The source of all darkness. 不明晦 — "not brightness but darkness". 晦 (huì) is darkness, obscurity, the last day of the lunar month when the moon is completely dark. The top yin line of the upper Kun trigram represents the tyrant himself — the one who has caused the darkening. 初登于天 — "first he climbed up to heaven". 登 (dēng) means to ascend, to climb. The tyrant once rose to the height of power — he ascended to heaven, to the supreme position. 後入于地 — "afterward he plunged into the depths of the earth". The fall is total: from the highest heaven to the lowest earth. The one who darkened others' light is himself consumed by the darkness he created. This is the I Ching's verdict on tyranny: the tyrant who suppresses the light of others will ultimately be buried by his own darkness.
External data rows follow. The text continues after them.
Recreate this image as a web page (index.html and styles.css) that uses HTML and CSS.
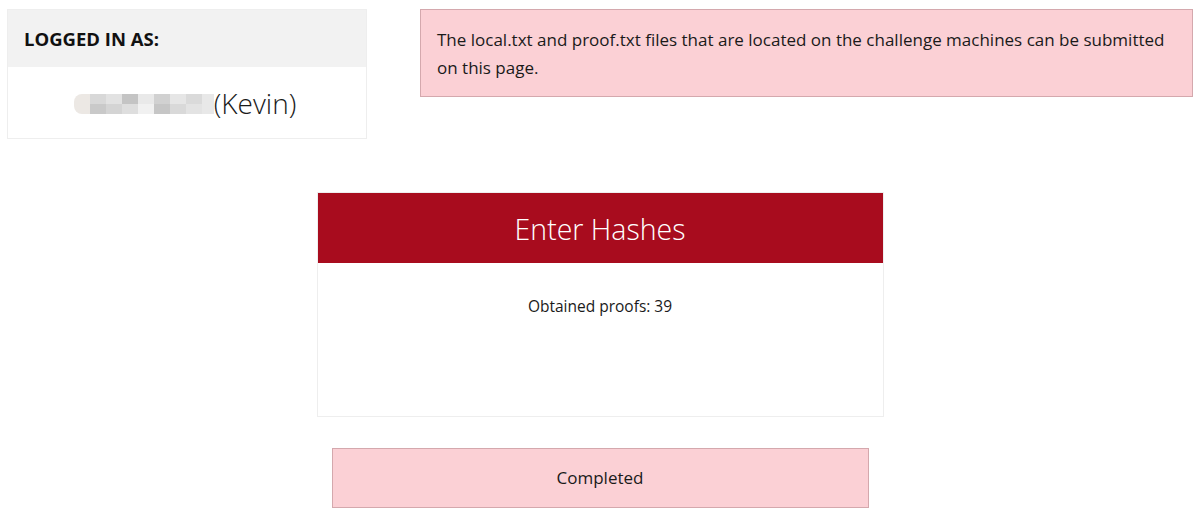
FILE: index.html
```html
<!DOCTYPE html>
<html lang="en">
<head>
    <meta charset="UTF-8">
    <meta name="viewport" content="width=device-width, initial-scale=1.0">
    <title>Proofs</title>
    <link rel="stylesheet" href="styles.css">
</head>
<body>
    <div class="top-row">
        <div class="user-box">
            <div class="user-header">LOGGED IN AS:</div>
            <div class="user-body">
                <span class="blurred" aria-hidden="true">
                    <i></i><i></i><i></i><i></i><i></i><i></i><i></i><i></i><i></i>
                </span><span class="user-name">(Kevin)</span>
            </div>
        </div>
        <div class="alert">
            The local.txt and proof.txt files that are located on the challenge machines can be submitted on this page.
        </div>
    </div>

    <div class="card">
        <div class="card-header">Enter Hashes</div>
        <div class="card-body">
            <p>Obtained proofs: 39</p>
        </div>
    </div>

    <div class="status">Completed</div>
</body>
</html>
```

FILE: styles.css
```css
body {
    margin: 0;
    padding: 9px 7px 0 7px;
    font-family: "Open Sans", "Noto Sans", sans-serif;
    color: #1a1a1a;
    background-color: #fff;
}

.top-row {
    display: flex;
    align-items: flex-start;
    gap: 53px;
}

.user-box {
    width: 358px;
    border: 1px solid #eee;
    flex-shrink: 0;
}

.user-header {
    background-color: #f2f2f2;
    height: 57px;
    padding-left: 16px;
    font-weight: bold;
    font-size: 18.5px;
    line-height: 58px;
    color: #111;
}

.user-body {
    height: 71px;
    display: flex;
    justify-content: center;
    align-items: center;
    padding-right: 4px;
}

.blurred {
    display: inline-flex;
    height: 20px;
    margin-top: 2px;
}

.blurred i {
    width: 16px;
    height: 20px;
}

.blurred i:nth-child(1) { background: #ece8e4; border-radius: 8px 0 0 8px; }
.blurred i:nth-child(2) { background: linear-gradient(180deg, #d8d8d8 50%, #c9c9c9 50%); }
.blurred i:nth-child(3) { background: linear-gradient(180deg, #e2e2e2 50%, #d4d4d4 50%); }
.blurred i:nth-child(4) { background: linear-gradient(180deg, #c4c4c4 50%, #dedede 50%); }
.blurred i:nth-child(5) { background: linear-gradient(180deg, #e9e9e9 50%, #f1f1f1 50%); }
.blurred i:nth-child(6) { background: linear-gradient(180deg, #d1d1d1 50%, #c6c6c6 50%); }
.blurred i:nth-child(7) { background: linear-gradient(180deg, #e6e6e6 50%, #d9d9d9 50%); }
.blurred i:nth-child(8) { background: linear-gradient(180deg, #dadada 50%, #e3e3e3 50%); }
.blurred i:nth-child(9) { background: #e8e8e8; width: 12px; }

.user-name {
    font-weight: 300;
    font-size: 28px;
    color: #1a1a1a;
}

.alert {
    flex: 1;
    background-color: #fbd0d5;
    border: 1px solid #d4a8ad;
    padding: 16px 17px 14px 16px;
    font-size: 17px;
    line-height: 28px;
}

.card {
    width: 565px;
    margin: 53px auto 0 auto;
    border: 1px solid #eee;
}

.card-header {
    background-color: #a80c1e;
    color: #fff;
    text-align: center;
    height: 70px;
    line-height: 72px;
    font-weight: 300;
    font-size: 28.5px;
}

.card-body {
    height: 153px;
    text-align: center;
    font-size: 15.5px;
}

.card-body p {
    margin: 0;
    padding-top: 32px;
}

.status {
    width: 535px;
    margin: 31px auto 0 auto;
    background-color: #fbd0d5;
    border: 1px solid #d4a8ad;
    height: 58px;
    line-height: 58px;
    text-align: center;
    font-size: 17px;
}
```
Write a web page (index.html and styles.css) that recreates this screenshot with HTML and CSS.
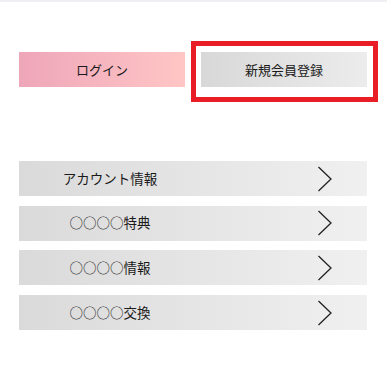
FILE: index.html
```html
<!DOCTYPE html>
<html lang="ja">
<head>
<meta charset="utf-8">
<link rel="stylesheet" href="styles.css">
</head>
<body>
<div class="topline"></div>
<div class="page">
  <div class="auth">
    <a class="btn btn-login">ログイン</a>
    <a class="btn btn-register">新規会員登録</a>
  </div>
  <ul class="menu">
    <li class="row"><span class="label">アカウント情報</span><svg class="chev" width="16" height="26" viewBox="0 0 16 26"><path d="M1.5 1 L14 13 L1.5 25" fill="none" stroke="#222" stroke-width="1.3"/></svg></li>
    <li class="row"><span class="label">○○○○特典</span><svg class="chev" width="16" height="26" viewBox="0 0 16 26"><path d="M1.5 1 L14 13 L1.5 25" fill="none" stroke="#222" stroke-width="1.3"/></svg></li>
    <li class="row"><span class="label">○○○○情報</span><svg class="chev" width="16" height="26" viewBox="0 0 16 26"><path d="M1.5 1 L14 13 L1.5 25" fill="none" stroke="#222" stroke-width="1.3"/></svg></li>
    <li class="row"><span class="label">○○○○交換</span><svg class="chev" width="16" height="26" viewBox="0 0 16 26"><path d="M1.5 1 L14 13 L1.5 25" fill="none" stroke="#222" stroke-width="1.3"/></svg></li>
  </ul>
</div>
</body>
</html>
```
FILE: styles.css
```css
html, body {
  margin: 0;
  padding: 0;
  background: #fff;
  font-family: "Noto Sans CJK JP", "Noto Sans", sans-serif;
  color: #1a1a1a;
}
.topline {
  height: 2px;
  background: #eeeef3;
}
.page {
  padding: 50px 20px 0 19px;
}
.auth {
  display: flex;
  gap: 16px;
}
.btn {
  display: flex;
  align-items: center;
  justify-content: center;
  width: 166px;
  height: 35px;
  font-size: 13px;
  color: #1a1a1a;
  text-decoration: none;
}
.btn-login {
  background: linear-gradient(to right, #eea6b9, #ffc6c5);
}
.btn-register {
  position: relative;
  background: linear-gradient(to right, #d8d8d8, #ececec);
}
.btn-register::after {
  content: "";
  position: absolute;
  left: -10px;
  right: -11px;
  top: -11px;
  bottom: -15px;
  border: 5px solid #e81d25;
}
.menu {
  list-style: none;
  margin: 74px 0 0;
  padding: 0;
  display: flex;
  flex-direction: column;
  gap: 9.7px;
}
.row {
  display: flex;
  align-items: center;
  height: 35px;
  background: linear-gradient(to right, #dadada, #f0f0f0);
}
.label {
  width: 182px;
  text-align: center;
  font-size: 13.5px;
  line-height: 1;
}
.chev {
  margin-left: 116px;
  display: block;
}
```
The rise to heaven was real; the fall into earth is equally real and equally inevitable.
💡 Three Responses to Darkness: Míng Yí's six lines present three historical strategies for surviving darkness, embodied by three figures from the fall of the Shang dynasty: The Viscount of Wei (微子) fled — corresponding to Lines 1 and 4, the strategy of departure. King Wen (文王) was imprisoned — corresponding to Lines 2 and 3, the strategy of enduring while acting. Prince Ji (箕子) feigned madness — corresponding to Line 5, the strategy of concealment. Each strategy is valid depending on one's position: those who can leave should leave (Line 1); those who are wounded should seek aid (Line 2); those who can act should hunt the source (Line 3); those who have understood should depart (Line 4); those who cannot leave must conceal their light (Line 5). Line 6 stands apart: it is the tyrant himself, who first ascended to heaven and then fell into the earth. The hexagram's ultimate teaching: darkness cannot last forever because it contains the seeds of its own destruction. The sun beneath the earth is still the sun. Dawn will come.
The Great Image (大象)
"明入地中,明夷。君子以蒞眾,用晦而明。"
"The light has sunk into the earth: the image of Darkening of the Light. Thus does the superior man live with the great mass: he veils his light, yet still shines."
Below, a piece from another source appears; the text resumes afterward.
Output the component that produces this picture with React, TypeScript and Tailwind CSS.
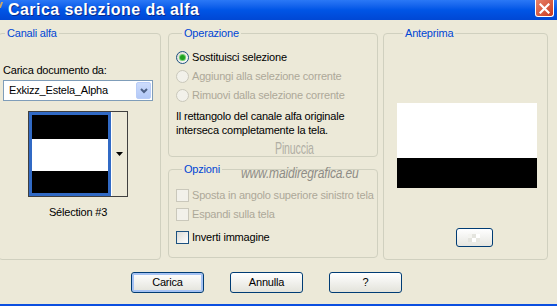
import React from 'react'

const groupBox = 'border border-[#d0d0bf] rounded-[4px] m-0'
const legendCls = 'ml-[6px] px-[2px] text-[#0046d5] leading-[13px]'

function Radio({ checked, disabled }: { checked?: boolean; disabled?: boolean }) {
  return (
    <span
      className={
        disabled
          ? 'w-[13px] h-[13px] rounded-full border border-[#cac8bb] bg-[#f2f1ea] flex items-center justify-center shrink-0'
          : 'w-[13px] h-[13px] rounded-full border border-[#1c5180] bg-gradient-to-br from-[#dcd9cf] to-white flex items-center justify-center shrink-0'
      }
    >
      {checked && <span className="w-[5px] h-[5px] rounded-full bg-[#21a121] shadow-[0_0_0_1px_#6fcf6f]" />}
    </span>
  )
}

function Check({ disabled }: { disabled?: boolean }) {
  return (
    <span
      className={
        disabled
          ? 'w-[13px] h-[13px] border border-[#cac8bb] bg-[#f2f1ea] shrink-0'
          : 'w-[13px] h-[13px] border border-[#1c5180] bg-gradient-to-br from-[#dcdcd7] to-white shrink-0'
      }
    />
  )
}

function XpButton({ label, isDefault }: { label: string; isDefault?: boolean }) {
  return (
    <button
      className={
        isDefault
          ? 'w-[73px] h-[21px] border border-[#003c74] rounded-[3px] bg-gradient-to-b from-white to-[#e3e3db] shadow-[inset_0_0_0_2px_#a5c2f3] text-black leading-[19px]'
          : 'w-[73px] h-[21px] border border-[#003c74] rounded-[3px] bg-gradient-to-b from-white to-[#e3e3db] text-black leading-[19px]'
      }
    >
      {label}
    </button>
  )
}

export default function App() {
  return (
    <div className="relative w-[557px] h-[306px] bg-[#ece9d8] flex flex-col overflow-hidden font-['Liberation_Sans',Arial,sans-serif] text-[11px] tracking-[-0.2px] whitespace-nowrap text-black">
      {/* title bar */}
      <div className="h-[20px] shrink-0 flex items-center bg-gradient-to-b from-[#2a78f6] via-[#0055e6] to-[#0047d4] relative">
        <span className="absolute left-0 top-[2px] w-[2px] h-[6px] bg-[#c9a66b] -skew-x-[20deg]" />
        <h1 className="ml-[8px] text-white font-bold text-[16px] tracking-[0.45px] leading-[18px] [text-shadow:1px_1px_0_#0a2a8a]">
          Carica selezione da alfa
        </h1>
        <div className="ml-auto mr-[3px] self-start w-[19px] h-[17px] border border-white border-t-0 rounded-b-[3px] bg-gradient-to-br from-[#e8826a] to-[#c7361b] flex items-center justify-center">
          <svg width="11" height="11" viewBox="0 0 11 11">
            <path d="M1.5 1.5 L9.5 9.5 M9.5 1.5 L1.5 9.5" stroke="white" strokeWidth="2.2" strokeLinecap="square" />
          </svg>
        </div>
      </div>

      {/* groups */}
      <div className="flex items-start pt-[7px]">
        {/* Canali alfa */}
        <fieldset className={`${groupBox} ml-[-2px] w-[163px] h-[233px] pl-[4px]`}>
          <legend className="ml-[2px] px-[2px] text-[#0046d5] leading-[13px]">Canali alfa</legend>
          <div className="mt-[24px] leading-[13px]">Carica documento da:</div>
          <div className="mt-[3px] w-[150px] h-[21px] border border-[#7f9db9] bg-white flex items-center">
            <span className="pl-[5px] flex-1">Exkizz_Estela_Alpha</span>
            <span className="w-[15px] h-[17px] mr-[1px] rounded-[2px] bg-gradient-to-b from-[#cddcfc] to-[#b3c9f7] border border-[#b9cdf8] flex items-center justify-center">
              <svg width="8" height="6" viewBox="0 0 8 6">
                <path d="M1 1 L4 4 L7 1" fill="none" stroke="#4d6185" strokeWidth="2" />
              </svg>
            </span>
          </div>
          <div className="w-[150px] flex justify-center mt-[10px]">
            <div className="w-[100px] h-[86px] border border-[#404040] flex">
              <div className="w-[82px] h-full border-[3px] border-[#316ac5] flex flex-col">
                <div className="h-[24px] bg-black" />
                <div className="h-[32px] bg-white" />
                <div className="flex-1 bg-black" />
              </div>
              <div className="flex-1 border-l border-white bg-[#ece9d8] flex items-center justify-center">
                <svg width="7" height="4" viewBox="0 0 7 4">
                  <path d="M0 0 H7 L3.5 4 Z" fill="black" />
                </svg>
              </div>
            </div>
          </div>
          <div className="w-[150px] text-center mt-[9px] leading-[13px]">Sélection #3</div>
        </fieldset>

        {/* middle column */}
        <div className="ml-[7px] w-[210px] flex flex-col">
          <fieldset className={`${groupBox} h-[130px] pl-[7px]`}>
            <legend className={legendCls}>Operazione</legend>
            <div className="mt-[8px] flex flex-col">
              <div className="h-[19px] flex items-center gap-[3px]">
                <Radio checked />
                <span>Sostituisci selezione</span>
              </div>
              <div className="h-[19px] flex items-center gap-[3px] text-[#aca899]">
                <Radio disabled />
                <span>Aggiungi alla selezione corrente</span>
              </div>
              <div className="h-[19px] flex items-center gap-[3px] text-[#aca899]">
                <Radio disabled />
                <span>Rimuovi dalla selezione corrente</span>
              </div>
            </div>
            <div className="mt-[4px] leading-[14px]">
              Il rettangolo del canale alfa originale
              <br />
              interseca completamente la tela.
            </div>
          </fieldset>

          <fieldset className={`${groupBox} mt-[6px] h-[95px] pl-[7px]`}>
            <legend className={legendCls}>Opzioni</legend>
            <div className="mt-[10px] flex flex-col">
              <div className="h-[19px] flex items-center gap-[3px] text-[#aca899]">
                <Check disabled />
                <span>Sposta in angolo superiore sinistro tela</span>
              </div>
              <div className="h-[19px] flex items-center gap-[3px] text-[#aca899]">
                <Check disabled />
                <span>Espandi sulla tela</span>
              </div>
              <div className="mt-[4px] h-[19px] flex items-center gap-[3px]">
                <Check />
                <span>Inverti immagine</span>
              </div>
            </div>
          </fieldset>
        </div>

        {/* Anteprima */}
        <fieldset className={`${groupBox} ml-[5px] w-[165px] h-[233px] pl-[13px]`}>
          <legend className={legendCls}>Anteprima</legend>
          <div className="mt-[63px] w-[140px] flex flex-col">
            <div className="h-[55px] bg-white" />
            <div className="h-[30px] bg-black" />
          </div>
          <div className="mt-[40px] ml-[59px] w-[37px] h-[19px] border border-[#003c74] rounded-[3px] bg-gradient-to-b from-white to-[#e6e6e0] flex items-center justify-center">
            <svg width="14" height="8" viewBox="0 0 14 8">
              <rect x="0" y="0" width="4" height="4" fill="#f4f4f0" />
              <rect x="4" y="4" width="4" height="4" fill="#ffffff" />
              <rect x="8" y="0" width="4" height="4" fill="#ffffff" />
              <rect x="4" y="0" width="4" height="4" fill="#e4e4de" />
              <rect x="0" y="4" width="4" height="4" fill="#e4e4de" />
              <rect x="8" y="4" width="4" height="4" fill="#e8e8e2" />
            </svg>
          </div>
        </fieldset>
      </div>

      {/* buttons */}
      <div className="mt-[12px] pl-[131px] flex gap-[26px]">
        <XpButton label="Carica" isDefault />
        <XpButton label="Annulla" />
        <XpButton label="?" />
      </div>

      <div className="mt-auto h-[2px] bg-[#0b4fe0]" />

      {/* watermark */}
      <span className="absolute left-[275px] top-[140px] text-[17px] leading-[18px] text-[#b0aea4] scale-x-[0.62] origin-left">
        Pinuccia
      </span>
      <span className="absolute left-[241px] top-[165px] text-[14px] leading-[16px] italic text-[#8e8c86] scale-x-[0.86] origin-left">
        www.maidiregrafica.eu
      </span>
    </div>
  )
}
明入地中 (míng rù dì zhōng) — "Brightness enters the earth." 明 is brightness; 入 is to enter; 地中 is within the earth. The sun does not disappear — it enters the earth. The light is still there; it is simply below the surface.
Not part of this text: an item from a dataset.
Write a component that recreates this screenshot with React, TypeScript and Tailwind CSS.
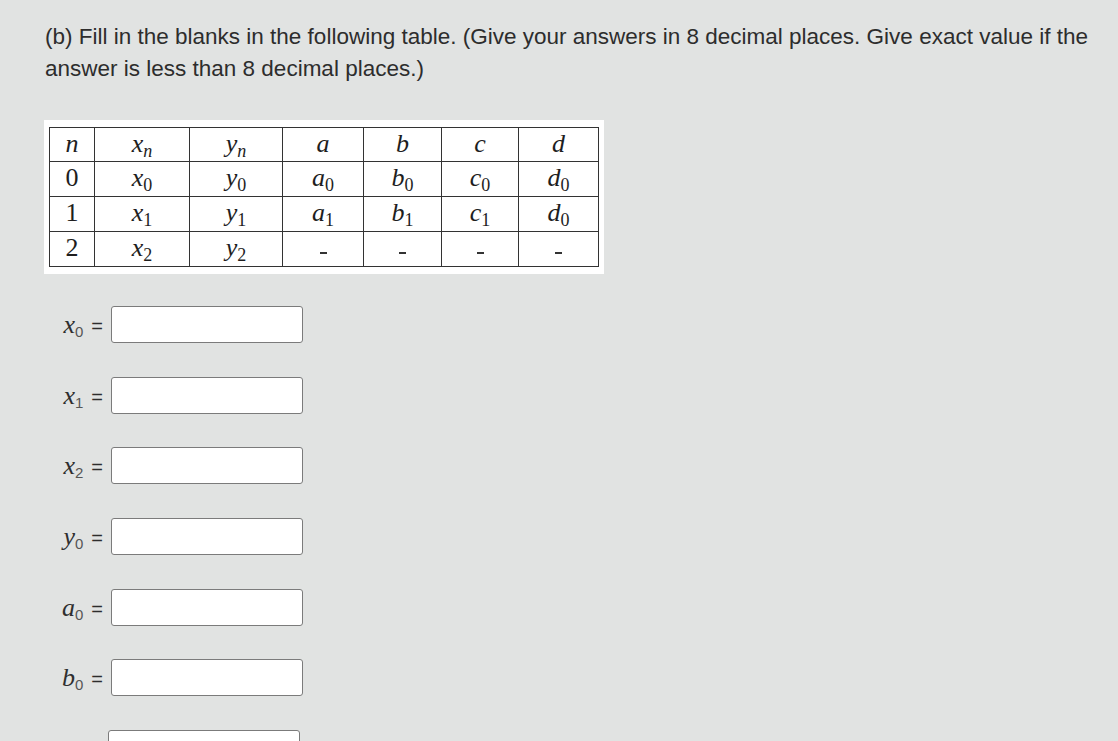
import React from 'react'

type Cell = { v: string; sub?: string; subItalic?: boolean; italic?: boolean; dash?: boolean }

const serif = "font-['Liberation_Serif','DejaVu_Serif',serif]"
const sans = "font-['Liberation_Sans',Arial,sans-serif]"

const header: Cell[] = [
  { v: 'n', italic: true },
  { v: 'x', sub: 'n', subItalic: true, italic: true },
  { v: 'y', sub: 'n', subItalic: true, italic: true },
  { v: 'a', italic: true },
  { v: 'b', italic: true },
  { v: 'c', italic: true },
  { v: 'd', italic: true },
]

const rows: Cell[][] = [
  [
    { v: '0' },
    { v: 'x', sub: '0', italic: true },
    { v: 'y', sub: '0', italic: true },
    { v: 'a', sub: '0', italic: true },
    { v: 'b', sub: '0', italic: true },
    { v: 'c', sub: '0', italic: true },
    { v: 'd', sub: '0', italic: true },
  ],
  [
    { v: '1' },
    { v: 'x', sub: '1', italic: true },
    { v: 'y', sub: '1', italic: true },
    { v: 'a', sub: '1', italic: true },
    { v: 'b', sub: '1', italic: true },
    { v: 'c', sub: '1', italic: true },
    { v: 'd', sub: '0', italic: true },
  ],
  [
    { v: '2' },
    { v: 'x', sub: '2', italic: true },
    { v: 'y', sub: '2', italic: true },
    { v: '', dash: true },
    { v: '', dash: true },
    { v: '', dash: true },
    { v: '', dash: true },
  ],
]

const colWidths = ['w-[45px]', 'w-[95px]', 'w-[93px]', 'w-[81px]', 'w-[78px]', 'w-[77px]', 'w-[80px]']

function MathCell({ cell }: { cell: Cell }) {
  if (cell.dash) {
    return <span className="inline-block w-[7px] h-[2px] bg-[#333] align-middle translate-y-[3px]" />
  }
  return (
    <span className={`inline-block ${serif} text-[26px] leading-none text-[#1e1e1e]`}>
      <span className={cell.italic ? 'italic' : ''}>{cell.v}</span>
      {cell.sub && (
        <span className={`text-[18px] relative top-[5px] ${cell.subItalic ? 'italic' : ''}`}>{cell.sub}</span>
      )}
    </span>
  )
}

function AnswerRow({ letter, sub }: { letter?: string; sub?: string }) {
  return (
    <div className="flex">
      <div className="w-[58px] h-[37px] leading-[37px] text-right whitespace-nowrap text-[#2f2f2f]">
        {letter && (
          <>
            <span className={`${serif} italic text-[26px]`}>{letter}</span>
            <span className={`${sans} text-[15px] relative top-[4px] text-[#555]`}>{sub}</span>
            <span className={`${sans} text-[20px] ml-[8px] text-[#2d2d2d]`}>=</span>
          </>
        )}
      </div>
      <div
        className={`${letter ? 'ml-[8px]' : 'ml-[5px]'} w-[192px] h-[37px] bg-white border border-[#7b7b7b] rounded-[3px]`}
      />
    </div>
  )
}

export default function App() {
  return (
    <div className={`min-h-screen bg-[#e1e3e2] pl-[45px] pr-[20px] pt-[21px] ${sans} text-[#2d2d2d]`}>
      <p className="text-[22.5px] leading-[32px]">
        (b) Fill in the blanks in the following table. (Give your answers in 8 decimal places. Give exact value if the
        answer is less than 8 decimal places.)
      </p>

      <div className="mt-[35px] -ml-[1px] w-[560px] bg-white pl-[5px] pr-[5px] pt-[7px] pb-[7px]">
        <table className="table-fixed border-collapse w-[550px] border border-[#333]">
          <colgroup>
            {colWidths.map((w, i) => (
              <col key={i} className={w} />
            ))}
          </colgroup>
          <tbody>
            <tr className="h-[34px]">
              {header.map((c, i) => (
                <td key={i} className="border border-[#333] text-center p-0">
                  <MathCell cell={c} />
                </td>
              ))}
            </tr>
            {rows.map((r, ri) => (
              <tr key={ri} className="h-[35px]">
                {r.map((c, i) => (
                  <td key={i} className="border border-[#333] text-center p-0">
                    <MathCell cell={c} />
                  </td>
                ))}
              </tr>
            ))}
          </tbody>
        </table>
      </div>

      <div className="mt-[32px] flex flex-col gap-[33.7px] pb-8">
        <AnswerRow letter="x" sub="0" />
        <AnswerRow letter="x" sub="1" />
        <AnswerRow letter="x" sub="2" />
        <AnswerRow letter="y" sub="0" />
        <AnswerRow letter="a" sub="0" />
        <AnswerRow letter="b" sub="0" />
        <AnswerRow />
      </div>
    </div>
  )
}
蒞眾 (lì zhòng) — "Living with the great mass." 蒞 (lì) means to govern, to oversee, to be present among; 眾 (zhòng) is the multitude, the masses. The superior person does not isolate themselves from the world in darkness but continues to live among others.
用晦而明 (yòng huì ér míng) — "Uses darkness yet remains bright." 用 is to use; 晦 is darkness, obscurity; 而 is "yet"; 明 is bright. This is the hexagram's most essential teaching compressed into four characters: use the darkness as your tool while keeping your inner light burning. Appear dark outwardly; remain bright inwardly. The superior person does not become the darkness — they use it as camouflage while preserving their illumination within.
Modern Application
💼 Career
Míng Yí in career indicates a period where your talents are suppressed, unrecognized, or actively punished. Line 1's strategy: if you can leave a darkening organization, leave — accept the cost. Line 2: if wounded, seek powerful allies who can help you recover. Line 5's Prince Ji strategy applies when leaving is not possible: conceal your brilliance, appear compliant, maintain private integrity, and wait for the regime to change. The Great Image: use the darkness strategically — appear ordinary while remaining exceptional within.
💰 Business
In business, Míng Yí speaks to market downturns, regulatory hostility, competitive suppression, and periods when visibility is dangerous. Line 1 teaches: exit a declining market before it collapses entirely. Line 5 teaches the survival strategy for businesses that cannot exit: reduce visibility, conserve resources, maintain core competence internally while presenting a modest external profile. The Great Image: in hostile markets, use obscurity as camouflage — the company that appears small and harmless survives while flashier competitors attract destructive attention.
❤️ Relationships
Míng Yí in relationships addresses the painful situation of being in relationships or families where one's true self must be concealed. Line 5's Prince Ji is deeply relevant: sometimes survival requires hiding who you really are from those closest to you. This is painful but sometimes necessary. Line 2's teaching is hopeful: even when wounded by relational darkness, powerful aid can be found. The Great Image's 用晦而明 applies: maintain your inner light even when external circumstances require you to dim your outward expression.
🧘 Personal Growth
Míng Yí's deepest teaching for personal growth is the preservation of inner light through external darkness. The Great Image — 用晦而明 — is a complete spiritual discipline: use the darkness, don't fight it; remain bright within, don't advertise it. The hexagram teaches that darkness is not the absence of light but the condition that tests and ultimately strengthens light. Line 6's teaching about the tyrant applies to inner shadows: the parts of yourself that suppress your own light will eventually fall from their own weight. The sun beneath the earth is still the sun. Your inner light cannot be extinguished by external circumstances — only you can extinguish it, by forgetting it exists.